А к 1339 г. князь Московский и Владимирский Иван Данилович Калита возвел на Боровицком холме рубленные из дуба стены и башни. Этому событию предшествовали два пожара — в 1331 и 1337 гг., уничтоживших обветшавшие укрепления.
Кроме этого, Ивану Даниловичу принадлежит и немалая роль в усилении Московского княжества, территорию которого князь неуклонно увеличивал, присоединяя к сфере своего влияния все новые и новые земли. За эту свою политику, а также за то, что в своих начинаниях Иван Данилович искусно использовал поддержку Золотой Орды. С показным смирением он девять раз ездил на поклон, каждый раз отвозя в Орду богатые дары, и в конце концов добился того, что ему был выдан «ярлык на великое княжение» — документ, в котором ханы Золотой Орды, контролировавшие политическую жизнь на Руси, объявляли Калиту «старшим» среди остальных русских князей.
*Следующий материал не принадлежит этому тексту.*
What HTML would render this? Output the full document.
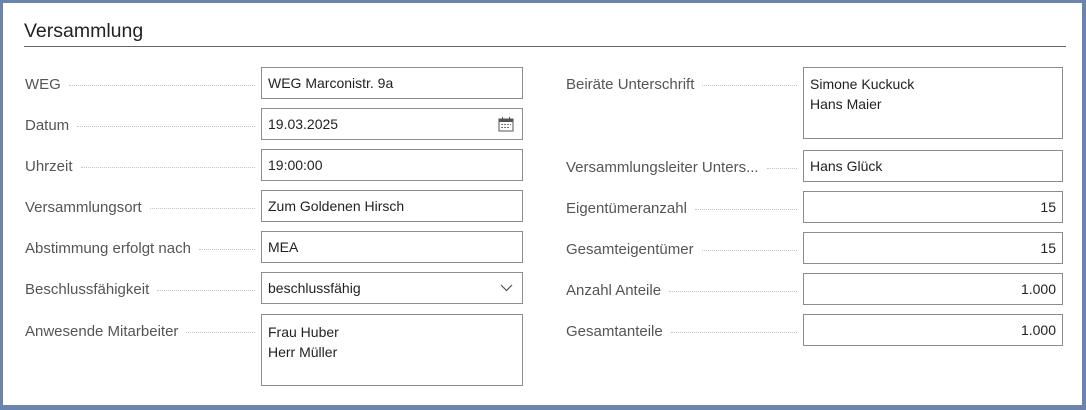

Более того, Иван Данилович сумел оставить за собой право на сбор предназначенной для отправки в Орду дани — до этого сбором занимались исключительно ордынские чиновники-баскаки. Разумеется, хан не собирался баловать московского князя излишним доверием, и сбор дани проходил под контролем назначенных Ордой наблюдателей, но все же благотворный результат этого договора был для Москвы очевиден. Во-первых, и Московское княжество, и вся Русь в целом были наконец избавлены от «наездов» (это слово в то время обозначало краткую военную экспедицию, направленную исключительно на захват добычи) ордынских отрядов, и в хрониках того времени можно было прочесть: «Бысть тишина великая по всей Русской земле на сорок лет, и пересташа татарове воевати землю русскую». Во-вторых, став великим князем, Иван Данилович мог рассчитывать на повиновение остальных крупных феодалов. И, наконец, не следует думать, что князь был настолько наивен, что не оставлял в своей казне хотя бы незначительную часть собранной дани. Вскоре Ивана Московского называли самым богатым князем Руси.